Loans totaled $952.5 million at September 30, 2023 , which was a $32.0 million, or 5% annualized, increase from December 31, 2022, and a $46.0 million, or 5%, increase over September 30, 2023 . The growth in loans over the periods did not have a significant impact on the composition of the loan portfolio. The loan portfolio was primarily comprised of loans secured by one-to-four family residential real estate, loans secured by commercial real estate, and commercial and industrial loans, which totaled 36%, 46%, and 12% of the loan portfolio, respectively, at September 30, 2023 .

Loans that management has the intent and ability to hold for the foreseeable future or until maturity or pay-off generally are reported at their outstanding unpaid principal balances less the allowance for credit losses and any deferred fees or costs on originated loans. Interest income is accrued and credited to income based on the unpaid principal balance. Loan origination fees, net of certain origination costs, are deferred and recognized as an adjustment of the related loan yield using the interest method. Interest income includes amortization of purchase premiums and discounts, recognized evenly over the life of the loans.

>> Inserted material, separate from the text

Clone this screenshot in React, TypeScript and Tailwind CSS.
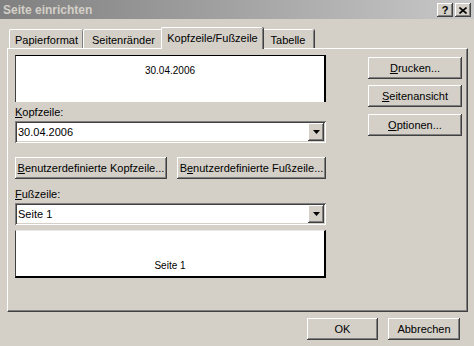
const raised =
  "bg-[#d4d0c8] shadow-[inset_-1px_-1px_#404040,inset_1px_1px_#ffffff,inset_-2px_-2px_#808080,inset_2px_2px_#d4d0c8]";
const sunken =
  "bg-white shadow-[inset_1px_1px_#808080,inset_-1px_-1px_#ffffff,inset_2px_2px_#404040,inset_-2px_-2px_#d4d0c8]";

function Button({ children, className = "" }: { children: React.ReactNode; className?: string }) {
  return (
    <div className={`flex h-[22px] items-center justify-center text-black ${raised} ${className}`}>{children}</div>
  );
}

function Combo({ value }: { value: string }) {
  return (
    <div className={`flex h-[22px] items-center pl-[3px] pr-[2px] ${sunken}`}>
      <span className="flex-1">{value}</span>
      <div className={`flex h-[18px] w-[16px] items-center justify-center ${raised}`}>
        <svg width="7" height="4" viewBox="0 0 7 4">
          <path d="M0 0h7L3.5 4z" fill="#000" />
        </svg>
      </div>
    </div>
  );
}

function Tab({ label, active = false, className = "" }: { label: string; active?: boolean; className?: string }) {
  if (active) {
    return (
      <div
        className={`relative z-10 -mx-[2px] -mb-px flex h-[22px] items-start justify-center rounded-t-[2px] border-l border-t border-l-white border-t-white bg-[#d4d0c8] pt-[4px] shadow-[inset_-1px_0_#808080,1px_0_#404040] ${className}`}
      >
        {label}
      </div>
    );
  }
  return (
    <div
      className={`flex h-[19px] items-start justify-center rounded-t-[2px] border-l border-t border-l-white border-t-white pt-[4px] shadow-[inset_-1px_0_#808080,1px_0_#404040] ${className}`}
    >
      {label}
    </div>
  );
}

export default function App() {
  return (
    <div
      className="flex h-[346px] w-[474px] flex-col bg-[#d4d0c8] text-[11px] leading-[13px] text-black"
      style={{ fontFamily: '"Liberation Sans", Arial, sans-serif' }}
    >
      <div className="flex h-[19px] items-center justify-between bg-gradient-to-r from-[#808080] to-[#c8c8c8] pl-[3px] pr-[3px] pt-[1px]">
        <span className="text-[12px] font-bold text-[#d4d0c8]">Seite einrichten</span>
        <div className="flex gap-[2px]">
          <div className={`flex h-[14px] w-[16px] items-center justify-center text-[11px] font-bold ${raised}`}>?</div>
          <div className={`flex h-[14px] w-[16px] items-center justify-center ${raised}`}>
            <svg width="8" height="7" viewBox="0 0 8 7">
              <path d="M0.5 0.5l7 6M7.5 0.5l-7 6" stroke="#000" strokeWidth="1.6" />
            </svg>
          </div>
        </div>
      </div>

      <div className="flex flex-col px-[7px] pt-[8px]">
        <div className="flex h-[21px] items-end pl-[2px]">
          <Tab label="Papierformat" className="w-[74px]" />
          <Tab label="Seitenränder" className="w-[80px]" />
          <Tab label="Kopfzeile/Fußzeile" active className="w-[102px]" />
          <Tab label="Tabelle" className="w-[53px]" />
        </div>

        <div className="flex h-[264px] w-[461px] border border-b-[#404040] border-l-white border-r-[#404040] border-t-white shadow-[inset_-1px_-1px_#808080]">
          <div className="flex w-[318px] flex-col pl-[7px] pt-[6px]">
            <div className="flex h-[47px] justify-center border-l border-r-2 border-t border-l-[#404040] border-r-black border-t-black bg-white pt-[8px] text-[10px]">
              30.04.2006
            </div>
            <div className="mt-[4px] h-[13px]">
              <span className="underline">K</span>opfzeile:
            </div>
            <div className="mt-[2px]">
              <Combo value="30.04.2006" />
            </div>
            <div className="mt-[14px] flex gap-[10px]">
              <Button className="w-[152px]">
                <span className="underline">B</span>enutzerdefinierte Kopfzeile...
              </Button>
              <Button className="w-[149px]">
                B<span className="underline">e</span>nutzerdefinierte Fußzeile...
              </Button>
            </div>
            <div className="mt-[9px] h-[13px]">
              <span className="underline">F</span>ußzeile:
            </div>
            <div className="mt-[2px]">
              <Combo value="Seite 1" />
            </div>
            <div className="mt-[5px] flex h-[48px] items-end justify-center border-b-2 border-l border-r-2 border-t border-b-black border-l-[#404040] border-r-black border-t-[#e8e8e8] bg-white pb-[4px] text-[10px]">
              Seite 1
            </div>
          </div>

          <div className="ml-auto flex flex-col gap-[6px] pr-[5px] pt-[8px]">
            <Button className="w-[94px]">
              <span className="underline">D</span>rucken...
            </Button>
            <Button className="w-[94px]">
              <span className="underline">S</span>eitenansicht
            </Button>
            <Button className="mt-[1px] w-[94px]">
              <span className="underline">O</span>ptionen...
            </Button>
          </div>
        </div>
      </div>

      <div className="mt-[6px] flex justify-end gap-[10px] pr-[14px]">
        <Button className="w-[71px]">OK</Button>
        <Button className="w-[72px]">Abbrechen</Button>
      </div>
    </div>
  );
}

A loan’s past due status is based on the contractual due date of the most delinquent payment due. Loans are generally placed on non-accrual status when the collection of principal or interest is 90 days or more past due, or earlier, if collection is uncertain based on an evaluation of the net realizable value of the collateral and the financial strength of the borrower. Loans greater than 90 days past due may remain on accrual status if management determines it has adequate collateral to cover the principal and interest. Loans greater than 90 days past due and still accruing totaled $368 thousand at September 30, 2023 There were no loans greater than 90 days past due and still accruing at December 31, 2022. For those loans that are carried on non-accrual status, payments are first applied to principal outstanding. A loan may be returned to accrual status if the borrower has demonstrated a sustained period of repayment performance in accordance with the contractual terms of the loan and there is reasonable assurance the borrower will continue to make payments as agreed. These policies are applied consistently across the loan portfolio.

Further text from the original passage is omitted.